Business

Jump thru hoops

(EPA)

The NBA and its TV partners are scrambling to make up for 16 missed games and an estimated $100 million in lost ad revenue as a result of the league’s 149-day lockout.

Rival networks that don’t air NBA games were able to poach advertisers that normally would buy time on nets that do carry the NBA, including Time Warner’s TNT/TBS, Disney’s ESPN and ABC, Madison Square Garden and the YES Network.

Now the league’s broadcasting partners are trying to woo back advertisers, including offering them attractive rates if they buy ad packages for the remainder of this season and into next year, ad executives said.

“They’re scrambling, but they’re also being humble,” said Jarrod Moses, the CEO of United Entertainment Group, which reps NBA advertisers. “They’re being apologetic and asking for forgiveness as they’re asking for the check.”

Moses said the NBA’s broadcast partners are dangling “futures” deals to some advertisers who commit to buying time during this season and the 2012-13 season. “There’ll be significant effort to create local promotions and on-site activations to make up for the . . . loss of income,” he said.

Still, the nets that carry the NBA may be hard pressed to entice advertisers who got sweetheart deals from rivals, especially young-male-skewed networks like Spike and MTV, he said.

While live sports is a strong corner of the TV ad market, the fourth-quarter scatter market — or ad time sold closer to the actual air date — has been weak, making it more difficult for NBA partners to pin down whatever money is still in play.

Although the first game will be played Dec. 25 at Madison Square Garden, broadcasters are still waiting for word on the NBA’s revised 2011-12 schedule, which likely won’t be released until next week at the earliest.

“Fourth quarter, there is not a lot of inventory, there’s not a lot of games,” Turner Sports President David Levy told The Post. “We’re focusing on first-quarter scatter, and we already have a strong base of NBA corporate advertisers.”

Advertisers spent some $805 million last season on TV ads during NBA games, according to Kantar Media.

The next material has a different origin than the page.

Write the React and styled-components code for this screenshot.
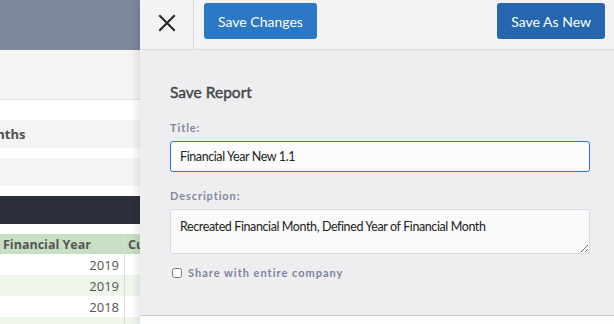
import React from "react";
import styled, { createGlobalStyle } from "styled-components";

const Global = createGlobalStyle`
  html, body { margin: 0; padding: 0; }
  body { width: 614px; height: 324px; overflow: hidden; font-family: "Open Sans", sans-serif; }
  * { box-sizing: border-box; }
`;

const Screen = styled.div`
  position: relative;
  width: 614px;
  height: 324px;
  overflow: hidden;
  background: #fff;
`;

const Page = styled.div`
  display: flex;
  flex-direction: column;
  width: 140px;
  overflow: hidden;
`;

const PageHeader = styled.div`
  height: 50px;
  background: #7e879b;
`;

const Toolbar = styled.div`
  height: 50px;
  background: #f4f4f4;
  border-bottom: 1px solid #e2e2e2;
`;

const Band = styled.div`
  height: ${(p) => p.$h}px;
  background: ${(p) => p.$bg};
  margin-top: ${(p) => p.$mt || 0}px;
  display: flex;
  align-items: center;
  overflow: hidden;
  white-space: nowrap;
`;

const BandLabel = styled.span`
  font-family: "Open Sans", sans-serif;
  font-weight: 700;
  font-size: 13px;
  color: #4f4f4f;
  margin-left: -24px;
`;

const Table = styled.div`
  margin-top: 10px;
  display: flex;
  flex-direction: column;
`;

const Row = styled.div`
  display: grid;
  grid-template-columns: 125px 1fr;
  height: ${(p) => (p.$head ? 20 : 21)}px;
  background: ${(p) => (p.$head ? "#c9dfc4" : p.$alt ? "#eef6ec" : "#fff")};
  font-family: "Open Sans", sans-serif;
  font-size: 13px;
  color: #555;
`;

const Cell = styled.div`
  display: flex;
  align-items: center;
  justify-content: ${(p) => (p.$right ? "flex-end" : "flex-start")};
  padding: 0 5px 0 3px;
  border-right: ${(p) => (p.$sep ? "1px solid #dcdcdc" : "none")};
  font-weight: ${(p) => (p.$bold ? 700 : 400)};
  font-size: ${(p) => (p.$bold ? 12.5 : 13)}px;
  white-space: nowrap;
  overflow: hidden;
`;

const Drawer = styled.aside`
  position: absolute;
  top: 0;
  left: 140px;
  width: 474px;
  height: 324px;
  display: flex;
  flex-direction: column;
  background: #fcfdfd;
  box-shadow: -3px 0 7px rgba(0, 0, 0, 0.1);
  font-family: Lato, "Open Sans", sans-serif;
`;

const DrawerHeader = styled.header`
  height: 50px;
  flex: none;
  display: flex;
  align-items: stretch;
  background: #f3f3f5;
  border-bottom: 1px solid #dcdce0;
`;

const CloseCell = styled.button`
  width: 54px;
  border: none;
  border-right: 1px solid #d6d6da;
  background: transparent;
  display: flex;
  align-items: center;
  justify-content: center;
  padding: 0 0 4px 0;
  cursor: pointer;
`;

const Actions = styled.div`
  flex: 1;
  display: flex;
  justify-content: space-between;
  align-items: flex-start;
  padding: 3px 9px 0 10px;
`;

const Button = styled.button`
  height: 36px;
  padding: 0 ${(p) => p.$px}px;
  border: none;
  border-radius: 3px;
  background: ${(p) => p.$bg};
  color: #fff;
  font-family: Lato, sans-serif;
  font-size: 14px;
  cursor: pointer;
`;

const Body = styled.div`
  height: 266px;
  flex: none;
  background: #eeeef1;
  border-bottom: 1px solid #cbcbd3;
  padding: 33px 24px 0 30px;
  display: flex;
  flex-direction: column;
`;

const Heading = styled.h2`
  margin: 0;
  font-size: 15.5px;
  line-height: 18px;
  font-weight: 400;
  color: #444;
  -webkit-text-stroke: 0.4px #444;
`;

const FieldLabel = styled.label`
  margin-top: ${(p) => p.$mt}px;
  font-size: 11px;
  line-height: 14px;
  font-weight: 700;
  letter-spacing: 0.9px;
  color: #8088a0;
`;

const Input = styled.input`
  margin-top: 6px;
  height: 31px;
  width: 420px;
  border: 1px solid #2b77c6;
  border-radius: 3px;
  background: #fcfcfc;
  padding: 0 9px;
  font-family: Lato, sans-serif;
  font-size: 12.5px;
  letter-spacing: -0.4px;
  color: #222;
  outline: none;
`;

const TextArea = styled.textarea`
  margin-top: 6px;
  height: 45px;
  width: 420px;
  border: 1px solid #d3dae5;
  border-radius: 3px;
  background: #fafafa;
  padding: 9px 9px;
  font-family: Lato, sans-serif;
  font-size: 12.5px;
  letter-spacing: -0.4px;
  line-height: 16px;
  color: #222;
  resize: vertical;
  outline: none;
`;

const CheckRow = styled.label`
  margin-top: 12px;
  display: flex;
  align-items: center;
  gap: 6px;
  padding-left: 2px;
  font-size: 11px;
  font-weight: 700;
  letter-spacing: 1px;
  color: #7d849b;
`;

const Check = styled.input`
  margin: 0;
  width: 10px;
  height: 10px;
`;

const years = ["2019", "2019", "2018", "2018"];

export default function App() {
  return (
    <>
      <Global />
      <Screen>
        <Page>
          <PageHeader />
          <Toolbar />
          <Band $h={28} $bg="#f4f4f4" $mt={20}>
            <BandLabel>Months</BandLabel>
          </Band>
          <Band $h={28} $bg="#f4f4f4" $mt={10} />
          <Band $h={28} $bg="#2b303b" $mt={10} />
          <Table>
            <Row $head>
              <Cell $sep $bold>Financial Year</Cell>
              <Cell $bold>Cu</Cell>
            </Row>
            {years.map((y, i) => (
              <Row key={i} $alt={i % 2 === 1}>
                <Cell $sep $right>{y}</Cell>
                <Cell />
              </Row>
            ))}
          </Table>
        </Page>
        <Drawer>
          <DrawerHeader>
            <CloseCell aria-label="Close">
              <svg width="18" height="18" viewBox="0 0 18 18">
                <path d="M2 2 L16 16 M16 2 L2 16" stroke="#222" strokeWidth="2" strokeLinecap="square" />
              </svg>
            </CloseCell>
            <Actions>
              <Button $bg="#2a78c6" $px={14}>Save Changes</Button>
              <Button $bg="#2467ae" $px={14}>Save As New</Button>
            </Actions>
          </DrawerHeader>
          <Body>
            <Heading>Save Report</Heading>
            <FieldLabel $mt={20}>Title:</FieldLabel>
            <Input defaultValue="Financial Year New 1.1" />
            <FieldLabel $mt={17}>Description:</FieldLabel>
            <TextArea defaultValue="Recreated Financial Month, Defined Year of Financial Month" />
            <CheckRow>
              <Check type="checkbox" />
              Share with entire company
            </CheckRow>
          </Body>
        </Drawer>
      </Screen>
    </>
  );
}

Some $103 million was spent during November and December alone across the big three ad partners — ABC, ESPN and TNT/TBS — according to Sports Business Journal.

Of course, some advertisers are eager to get back into the NBA game. One big sports marketer said her firm was pitched hard by rival sports programmers, including the National Hockey League, Major League Baseball and Major League Soccer, to replace canceled NBA games. The marketer said she switched NBA ad dollars to network TV and digital alternatives on a week-to-week basis while she waited for the lockout to end.

NBA officials didn’t immediately comment.